Este nuevo siglo se debate entre las creencias tradicionales y el despojamiento de un dios o unos dioses que ya no nos satisfacen. Y dentro de lo que pueda significar "dios", incluyo cualquier límite  o sesgo mental que impida la libertad íntima, con la consiguiente defensa de la visión personal sobre el mundo. Si bien es una actitud que tiene su momento inicial a mitad del siglo pasado -con influencia de Freud y las Vanguardias, por ejemplo-, es en esta época donde está tomando álgidas defensas. 

En El viento de Viena, las causas del malestar son otras, tal vez mágicas:

—A mí también me duele la cabeza. Desde que llegué me duele constantemente. Dicen que es el viento. (p. 21)

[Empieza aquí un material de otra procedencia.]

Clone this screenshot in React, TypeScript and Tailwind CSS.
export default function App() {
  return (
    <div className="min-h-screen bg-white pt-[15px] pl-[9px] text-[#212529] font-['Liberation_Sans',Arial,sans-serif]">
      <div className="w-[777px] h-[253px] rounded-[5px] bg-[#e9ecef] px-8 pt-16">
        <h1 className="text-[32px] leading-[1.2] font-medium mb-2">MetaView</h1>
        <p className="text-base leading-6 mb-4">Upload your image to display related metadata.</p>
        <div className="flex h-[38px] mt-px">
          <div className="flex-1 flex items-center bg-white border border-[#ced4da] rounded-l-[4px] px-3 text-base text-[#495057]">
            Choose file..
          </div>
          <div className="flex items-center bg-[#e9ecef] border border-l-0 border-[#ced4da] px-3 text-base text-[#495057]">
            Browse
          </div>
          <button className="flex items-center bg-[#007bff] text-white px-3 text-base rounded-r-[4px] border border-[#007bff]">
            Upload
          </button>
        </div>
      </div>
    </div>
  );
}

y las creencias se renuevan, se les resta importancia en pos de una actitud más conciliadora, más universal, más humana. En el siguiente fragmento, Adán -noten el simbolismo bíblico- desea colocar en primer nivel de importancia la amistad de Eleonor, por encima de cualquier otro impedimento:

(...) me gustaría que fuésemos amigos. Pase lo que pase. De forma incondicional. Yo creo en la amistad.
—Yo también creo en la amistad.
—Aunque nunca seas luciferina. Aunque te cases por la Iglesia y te conviertas en una señora convencional. Quiero que mantengamos el contacto. Que podamos contar el uno  con el otro. (p. 340)
Dentro de esos "añejos dioses", estoy convencido de que Helena Cosano ha sabido reflexionar sobre la conducta sexual femenina, novelescamente tan descalabrada en la actualidad y que muy pocos escritores han sabido plasmar sin caer en los lugares comunes y las frases moralizantes. 

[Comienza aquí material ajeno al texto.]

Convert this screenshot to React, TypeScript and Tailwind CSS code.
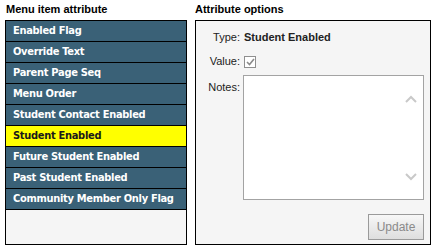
import React from "react";

const items = [
  "Enabled Flag",
  "Override Text",
  "Parent Page Seq",
  "Menu Order",
  "Student Contact Enabled",
  "Student Enabled",
  "Future Student Enabled",
  "Past Student Enabled",
  "Community Member Only Flag",
];

const Chevron = ({ up }: { up?: boolean }) => (
  <svg width="12" height="8" viewBox="0 0 12 8" className="block">
    <path
      d={up ? "M1 7 L6 2 L11 7" : "M1 1 L6 6 L11 1"}
      fill="none"
      stroke="#c9c9c9"
      strokeWidth="2"
    />
  </svg>
);

export default function App() {
  return (
    <div className="w-[438px] h-[252px] bg-white flex gap-[8px] pl-[5px] font-['Liberation_Sans',Arial,sans-serif] text-[11px]">
      {/* left column */}
      <div className="flex flex-col w-[182px]">
        <h2 className="h-[20px] pt-[3px] pl-[1px] leading-[13px] font-bold text-black">
          Menu item attribute
        </h2>
        <div className="h-[225px] border border-black bg-[#f5f5f5]">
          {items.map((item) => {
            const active = item === "Student Enabled";
            return (
              <div
                key={item}
                className={`h-[21px] border-b border-black pl-[7px] flex items-center whitespace-nowrap font-['DejaVu_Sans_Condensed','DejaVu_Sans',Tahoma,sans-serif] font-bold text-[11px] tracking-[-0.3px] ${
                  active ? "bg-[#ffff00] text-[#1a1a1a]" : "bg-[#3a6177] text-white"
                }`}
              >
                {item}
              </div>
            );
          })}
        </div>
      </div>

      {/* right column */}
      <div className="flex flex-col w-[236px]">
        <h2 className="h-[20px] pt-[3px] leading-[13px] font-bold text-black">
          Attribute options
        </h2>
        <div className="h-[225px] border border-black bg-[#f5f5f5] flex flex-col text-[#222]">
          <div className="flex items-center mt-[10px] h-[13px] leading-[13px]">
            <span className="w-[44px] text-right">Type:</span>
            <span className="ml-[4px] font-bold">Student Enabled</span>
          </div>
          <div className="flex items-center mt-[11px] h-[13px] leading-[13px]">
            <span className="w-[44px] text-right">Value:</span>
            <span className="ml-[4px] w-[12px] h-[12px] border border-[#8f8f8f] bg-white flex items-center justify-center">
              <svg width="9" height="8" viewBox="0 0 9 8">
                <path d="M1 4 L3.5 6.5 L8 1" fill="none" stroke="#8a8a8a" strokeWidth="1.6" />
              </svg>
            </span>
          </div>
          <div className="flex mt-[7px]">
            <span className="w-[44px] text-right pt-[6px] leading-[13px]">Notes:</span>
            <div className="ml-[3px] w-[181px] h-[125px] border border-[#a3a3a3] bg-white flex flex-col items-end justify-between pr-[6px] pt-[19px] pb-[18px]">
              <Chevron up />
              <Chevron />
            </div>
          </div>
          <div className="flex justify-end pr-[6px] mt-[14px]">
            <button className="w-[56px] h-[26px] border border-[#9a9a9a] bg-gradient-to-b from-[#f7f7f7] to-[#dedede] text-[#8a8a8a] text-[12px]">
              Update
            </button>
          </div>
        </div>
      </div>
    </div>
  );
}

Helena Cosano ofrece una nueva visión, más fresca y menos encerrada en el tabú; todo ello contado con una prosa que no cae en la vulgaridad, antes bien, me resulta especialmente elegante y divertida:


—Ay, mi niña —interrumpió Susi—, ¡eso es que folla mal!
Salomé encaró indignada a su madre:
—Bueno, ¿y qué? Aunque así fuera, aunque fuera impotente, so what? ¿qué más da? ¿O es que Samantha no sabe masturbarse ella solita como una chica mayor si quiere más? Tú, mamá, eres tonta y estás mal del coco; te crees que el sexo hace la felicidad (...) (p. 293)

La autora también sabe contarnos las escenas sexuales. No cae en el facilismo del morbo, del mal llamado erotismo al estilo de Cincuenta sombras... En este fragmento, la orgía que se montan los personajes no necesita de frases o escenas explícitas; basta con el uso apropiado de la enumeración y las comas, para culminar con un exquisito suspense, tan breve como bueno:


—Me alegra que ya estés desnudo —dijo suavemente—. ¿Podemos atarte?
Avanzó Salomé, le ató y amordazó con inmensa eficacia. Liubka se paseó con su uniforme de hermanita de la Cruz Roja, y con una pluma blanca le hizo cosquillas por donde quiso. Rick jadeaba de placer... Aún. No por mucho tiempo.
Jugaron. Cosquillas, latigazos, quemaduras con los bastoncillos de incienso, un vaso de agua fría que caía gota a gota donde menos se lo esperaba la víctima —nada demasiado cruel—. Eleonor y Liuba eran curiosas y disfrutaban jugando, explorando, ejerciendo su poder sobre ese cuerpo blando tan indefenso y ridículo, pero ninguna de las dos deseaba hacer realmente daño. Salomé, en cambio, sí. (p. 191)

 ¡Y no me extiendo más! Desde LA OREJA DEL BURRO le damos la enhorabuena a la autora y esperamos que siga cultivando el arte literario que, estamos muy seguros, lo sabe hacer muy bien.